[WHAT YOU NEED TO DO]: Drop the pictures, then extract the listing word for word.

[DATA SHOWN]:
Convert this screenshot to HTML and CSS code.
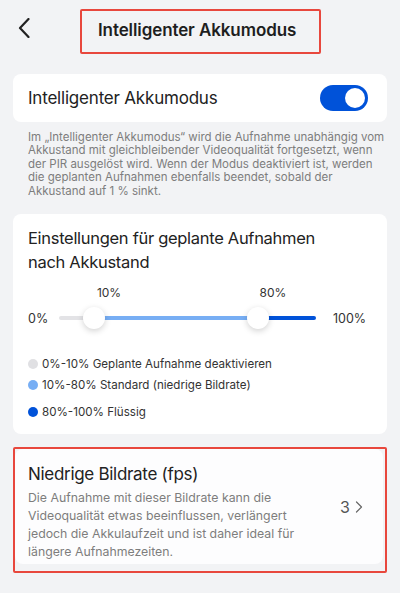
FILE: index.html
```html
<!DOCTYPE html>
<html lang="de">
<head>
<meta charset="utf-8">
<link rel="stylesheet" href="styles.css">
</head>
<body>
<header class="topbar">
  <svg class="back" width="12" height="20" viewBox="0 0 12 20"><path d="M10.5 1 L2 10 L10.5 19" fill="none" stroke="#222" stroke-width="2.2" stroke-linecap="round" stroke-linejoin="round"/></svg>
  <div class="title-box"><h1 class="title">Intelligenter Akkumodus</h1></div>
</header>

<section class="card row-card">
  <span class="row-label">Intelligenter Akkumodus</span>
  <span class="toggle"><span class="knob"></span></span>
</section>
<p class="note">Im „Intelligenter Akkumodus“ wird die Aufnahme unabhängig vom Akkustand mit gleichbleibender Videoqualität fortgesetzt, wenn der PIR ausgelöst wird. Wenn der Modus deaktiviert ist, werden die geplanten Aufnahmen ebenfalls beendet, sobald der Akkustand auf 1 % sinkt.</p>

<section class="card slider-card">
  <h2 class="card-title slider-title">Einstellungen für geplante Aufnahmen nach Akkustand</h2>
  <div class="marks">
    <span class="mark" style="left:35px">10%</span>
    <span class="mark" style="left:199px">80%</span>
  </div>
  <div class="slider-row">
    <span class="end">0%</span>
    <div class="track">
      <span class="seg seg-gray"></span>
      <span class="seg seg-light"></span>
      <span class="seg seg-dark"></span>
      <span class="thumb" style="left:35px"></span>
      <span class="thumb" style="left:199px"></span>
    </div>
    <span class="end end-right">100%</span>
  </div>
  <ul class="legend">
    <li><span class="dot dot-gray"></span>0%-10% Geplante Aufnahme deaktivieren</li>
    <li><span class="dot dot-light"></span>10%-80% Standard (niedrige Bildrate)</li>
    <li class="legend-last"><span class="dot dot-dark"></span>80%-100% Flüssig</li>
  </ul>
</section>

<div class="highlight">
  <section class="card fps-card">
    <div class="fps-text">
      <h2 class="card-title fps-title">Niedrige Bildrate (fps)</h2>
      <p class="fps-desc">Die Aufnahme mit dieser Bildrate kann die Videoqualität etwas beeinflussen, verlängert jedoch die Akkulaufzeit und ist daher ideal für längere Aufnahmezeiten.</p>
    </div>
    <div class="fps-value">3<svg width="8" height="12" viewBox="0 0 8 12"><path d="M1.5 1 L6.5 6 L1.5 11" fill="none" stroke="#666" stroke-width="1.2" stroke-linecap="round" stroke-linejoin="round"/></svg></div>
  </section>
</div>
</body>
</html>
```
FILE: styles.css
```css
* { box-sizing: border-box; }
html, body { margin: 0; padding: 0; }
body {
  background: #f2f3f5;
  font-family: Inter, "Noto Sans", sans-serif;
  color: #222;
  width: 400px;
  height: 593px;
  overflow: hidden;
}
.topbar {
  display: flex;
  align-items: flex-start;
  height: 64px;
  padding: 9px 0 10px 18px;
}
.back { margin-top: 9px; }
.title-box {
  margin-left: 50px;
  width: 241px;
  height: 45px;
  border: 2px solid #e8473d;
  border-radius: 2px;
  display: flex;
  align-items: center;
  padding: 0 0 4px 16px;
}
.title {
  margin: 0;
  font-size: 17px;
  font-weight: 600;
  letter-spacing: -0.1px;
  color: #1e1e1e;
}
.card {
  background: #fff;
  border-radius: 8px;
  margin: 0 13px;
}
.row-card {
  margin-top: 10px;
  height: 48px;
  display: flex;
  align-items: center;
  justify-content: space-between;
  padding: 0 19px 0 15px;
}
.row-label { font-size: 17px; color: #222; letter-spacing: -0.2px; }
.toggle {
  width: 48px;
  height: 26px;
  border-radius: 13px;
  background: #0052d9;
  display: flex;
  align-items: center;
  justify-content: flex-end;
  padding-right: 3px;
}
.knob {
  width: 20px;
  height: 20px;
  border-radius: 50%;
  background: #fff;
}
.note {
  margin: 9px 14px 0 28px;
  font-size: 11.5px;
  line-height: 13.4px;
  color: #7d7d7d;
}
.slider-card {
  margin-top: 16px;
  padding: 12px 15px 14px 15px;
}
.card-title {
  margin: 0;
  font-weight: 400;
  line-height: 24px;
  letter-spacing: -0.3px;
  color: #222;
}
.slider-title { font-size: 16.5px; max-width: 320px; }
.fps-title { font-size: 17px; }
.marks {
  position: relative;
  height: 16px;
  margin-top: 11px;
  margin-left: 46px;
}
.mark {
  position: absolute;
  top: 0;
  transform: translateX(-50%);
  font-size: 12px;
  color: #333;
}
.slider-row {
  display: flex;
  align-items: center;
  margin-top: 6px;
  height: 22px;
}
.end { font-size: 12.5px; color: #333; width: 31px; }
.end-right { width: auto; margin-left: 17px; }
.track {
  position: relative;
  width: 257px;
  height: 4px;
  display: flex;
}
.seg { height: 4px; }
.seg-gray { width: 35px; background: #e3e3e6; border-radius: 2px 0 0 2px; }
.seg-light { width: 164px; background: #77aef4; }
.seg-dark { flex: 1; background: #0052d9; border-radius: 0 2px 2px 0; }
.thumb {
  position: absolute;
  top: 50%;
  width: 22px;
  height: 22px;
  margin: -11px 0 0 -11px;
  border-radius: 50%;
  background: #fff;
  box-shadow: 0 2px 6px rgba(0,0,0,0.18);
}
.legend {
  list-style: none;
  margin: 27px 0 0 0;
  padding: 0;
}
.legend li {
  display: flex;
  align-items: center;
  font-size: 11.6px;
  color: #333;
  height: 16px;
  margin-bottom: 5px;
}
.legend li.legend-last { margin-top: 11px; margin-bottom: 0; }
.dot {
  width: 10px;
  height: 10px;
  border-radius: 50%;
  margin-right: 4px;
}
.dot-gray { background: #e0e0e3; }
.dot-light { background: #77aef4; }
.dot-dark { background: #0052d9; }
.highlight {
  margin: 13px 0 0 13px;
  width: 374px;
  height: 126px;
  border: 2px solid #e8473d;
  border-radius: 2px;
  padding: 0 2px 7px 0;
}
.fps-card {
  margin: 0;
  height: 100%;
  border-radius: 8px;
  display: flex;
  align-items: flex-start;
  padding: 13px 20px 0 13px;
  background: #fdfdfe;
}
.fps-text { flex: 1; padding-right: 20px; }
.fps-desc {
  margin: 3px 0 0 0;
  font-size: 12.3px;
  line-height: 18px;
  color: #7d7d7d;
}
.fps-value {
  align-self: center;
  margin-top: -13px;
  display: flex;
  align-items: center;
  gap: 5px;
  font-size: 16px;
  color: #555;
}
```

[EXPECTED ANSWER]:
Convert this screenshot to HTML and CSS code.
FILE: index.html
```html
<!DOCTYPE html>
<html lang="de">
<head>
<meta charset="utf-8">
<link rel="stylesheet" href="styles.css">
</head>
<body>
<header class="topbar">
  <svg class="back" width="12" height="20" viewBox="0 0 12 20"><path d="M10.5 1 L2 10 L10.5 19" fill="none" stroke="#222" stroke-width="2.2" stroke-linecap="round" stroke-linejoin="round"/></svg>
  <div class="title-box"><h1 class="title">Intelligenter Akkumodus</h1></div>
</header>

<section class="card row-card">
  <span class="row-label">Intelligenter Akkumodus</span>
  <span class="toggle"><span class="knob"></span></span>
</section>
<p class="note">Im „Intelligenter Akkumodus“ wird die Aufnahme unabhängig vom Akkustand mit gleichbleibender Videoqualität fortgesetzt, wenn der PIR ausgelöst wird. Wenn der Modus deaktiviert ist, werden die geplanten Aufnahmen ebenfalls beendet, sobald der Akkustand auf 1 % sinkt.</p>

<section class="card slider-card">
  <h2 class="card-title slider-title">Einstellungen für geplante Aufnahmen nach Akkustand</h2>
  <div class="marks">
    <span class="mark" style="left:35px">10%</span>
    <span class="mark" style="left:199px">80%</span>
  </div>
  <div class="slider-row">
    <span class="end">0%</span>
    <div class="track">
      <span class="seg seg-gray"></span>
      <span class="seg seg-light"></span>
      <span class="seg seg-dark"></span>
      <span class="thumb" style="left:35px"></span>
      <span class="thumb" style="left:199px"></span>
    </div>
    <span class="end end-right">100%</span>
  </div>
  <ul class="legend">
    <li><span class="dot dot-gray"></span>0%-10% Geplante Aufnahme deaktivieren</li>
    <li><span class="dot dot-light"></span>10%-80% Standard (niedrige Bildrate)</li>
    <li class="legend-last"><span class="dot dot-dark"></span>80%-100% Flüssig</li>
  </ul>
</section>

<div class="highlight">
  <section class="card fps-card">
    <div class="fps-text">
      <h2 class="card-title fps-title">Niedrige Bildrate (fps)</h2>
      <p class="fps-desc">Die Aufnahme mit dieser Bildrate kann die Videoqualität etwas beeinflussen, verlängert jedoch die Akkulaufzeit und ist daher ideal für längere Aufnahmezeiten.</p>
    </div>
    <div class="fps-value">3<svg width="8" height="12" viewBox="0 0 8 12"><path d="M1.5 1 L6.5 6 L1.5 11" fill="none" stroke="#666" stroke-width="1.2" stroke-linecap="round" stroke-linejoin="round"/></svg></div>
  </section>
</div>
</body>
</html>
```
FILE: styles.css
```css
* { box-sizing: border-box; }
html, body { margin: 0; padding: 0; }
body {
  background: #f2f3f5;
  font-family: Inter, "Noto Sans", sans-serif;
  color: #222;
  width: 400px;
  height: 593px;
  overflow: hidden;
}
.topbar {
  display: flex;
  align-items: flex-start;
  height: 64px;
  padding: 9px 0 10px 18px;
}
.back { margin-top: 9px; }
.title-box {
  margin-left: 50px;
  width: 241px;
  height: 45px;
  border: 2px solid #e8473d;
  border-radius: 2px;
  display: flex;
  align-items: center;
  padding: 0 0 4px 16px;
}
.title {
  margin: 0;
  font-size: 17px;
  font-weight: 600;
  letter-spacing: -0.1px;
  color: #1e1e1e;
}
.card {
  background: #fff;
  border-radius: 8px;
  margin: 0 13px;
}
.row-card {
  margin-top: 10px;
  height: 48px;
  display: flex;
  align-items: center;
  justify-content: space-between;
  padding: 0 19px 0 15px;
}
.row-label { font-size: 17px; color: #222; letter-spacing: -0.2px; }
.toggle {
  width: 48px;
  height: 26px;
  border-radius: 13px;
  background: #0052d9;
  display: flex;
  align-items: center;
  justify-content: flex-end;
  padding-right: 3px;
}
.knob {
  width: 20px;
  height: 20px;
  border-radius: 50%;
  background: #fff;
}
.note {
  margin: 9px 14px 0 28px;
  font-size: 11.5px;
  line-height: 13.4px;
  color: #7d7d7d;
}
.slider-card {
  margin-top: 16px;
  padding: 12px 15px 14px 15px;
}
.card-title {
  margin: 0;
  font-weight: 400;
  line-height: 24px;
  letter-spacing: -0.3px;
  color: #222;
}
.slider-title { font-size: 16.5px; max-width: 320px; }
.fps-title { font-size: 17px; }
.marks {
  position: relative;
  height: 16px;
  margin-top: 11px;
  margin-left: 46px;
}
.mark {
  position: absolute;
  top: 0;
  transform: translateX(-50%);
  font-size: 12px;
  color: #333;
}
.slider-row {
  display: flex;
  align-items: center;
  margin-top: 6px;
  height: 22px;
}
.end { font-size: 12.5px; color: #333; width: 31px; }
.end-right { width: auto; margin-left: 17px; }
.track {
  position: relative;
  width: 257px;
  height: 4px;
  display: flex;
}
.seg { height: 4px; }
.seg-gray { width: 35px; background: #e3e3e6; border-radius: 2px 0 0 2px; }
.seg-light { width: 164px; background: #77aef4; }
.seg-dark { flex: 1; background: #0052d9; border-radius: 0 2px 2px 0; }
.thumb {
  position: absolute;
  top: 50%;
  width: 22px;
  height: 22px;
  margin: -11px 0 0 -11px;
  border-radius: 50%;
  background: #fff;
  box-shadow: 0 2px 6px rgba(0,0,0,0.18);
}
.legend {
  list-style: none;
  margin: 27px 0 0 0;
  padding: 0;
}
.legend li {
  display: flex;
  align-items: center;
  font-size: 11.6px;
  color: #333;
  height: 16px;
  margin-bottom: 5px;
}
.legend li.legend-last { margin-top: 11px; margin-bottom: 0; }
.dot {
  width: 10px;
  height: 10px;
  border-radius: 50%;
  margin-right: 4px;
}
.dot-gray { background: #e0e0e3; }
.dot-light { background: #77aef4; }
.dot-dark { background: #0052d9; }
.highlight {
  margin: 13px 0 0 13px;
  width: 374px;
  height: 126px;
  border: 2px solid #e8473d;
  border-radius: 2px;
  padding: 0 2px 7px 0;
}
.fps-card {
  margin: 0;
  height: 100%;
  border-radius: 8px;
  display: flex;
  align-items: flex-start;
  padding: 13px 20px 0 13px;
  background: #fdfdfe;
}
.fps-text { flex: 1; padding-right: 20px; }
.fps-desc {
  margin: 3px 0 0 0;
  font-size: 12.3px;
  line-height: 18px;
  color: #7d7d7d;
}
.fps-value {
  align-self: center;
  margin-top: -13px;
  display: flex;
  align-items: center;
  gap: 5px;
  font-size: 16px;
  color: #555;
}
```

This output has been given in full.